This explains it reasonably well.

One thing I find annoying about traffic lights is that people don't seem to know how to use them. For example, there is a crossroads near my house that is traffic light controlled. Often there is a fair amount of traffic stacked up on it, especially around kicking-out time at the local school, comprised mainly of mothers picking up their little darlings and shunting them the half-mile to home, rather than letting them walk like we did when I were a lad. And drastically increasing the risk of injury, as they're far more likely to be hit by a car/involved in an accident due to the traffic than getting into trouble on a short walk home minus said traffic, but that's by the by...

Anyway, these mothers (and by this I mean they are actual mothers, of course smile ) stack up on the lights, and as far as I can tell watch the car in front, not the pretty coloured lights. So, the first car in the queue waits for the lights to change, processed the information that the light is now green, releases the handbrake, puts the car in gear, little throttle, ease in the clutch, and look! - We're moving. Fine.

The next person is staring intently at the back of the car in front. When it starts to move, handbrake off, shift gear, throttle, clutch, etc. You get the idea. Anyway, this propagates down the line until the lights finally go red again, having allowed four or five cars to pass through.

Now, how hard is it to do what I do, and most of the people I know who drive a lot? Watch the lights, NOT the car in front.

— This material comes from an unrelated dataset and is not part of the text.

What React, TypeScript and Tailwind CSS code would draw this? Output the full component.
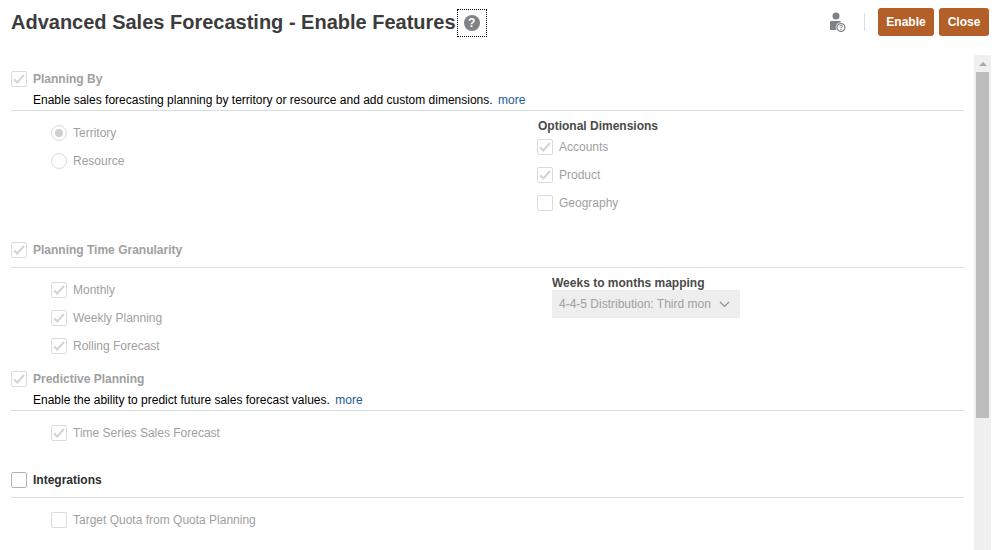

Keep an eye on it, sure, in case they suddenly do something surreal, but use the lights correctly as a signal for brake, gears, throttle, clutch, then balance it on the clutch and begin rolling as soon as the car in front does. Then everyone starts moving more or less at the same time, and a dozen cars or more go through before the lights change. How hard is that? Eh? Eh?

OK, fair enough, sometimes you find the light is around the corner, obstructed by a truck, being covered by a rogue rhino, something like that, and you can't see it from further back in the queue. But even there you can usually watch cars that are more forward in the traffic than the one immediately in front and be ready when it moves.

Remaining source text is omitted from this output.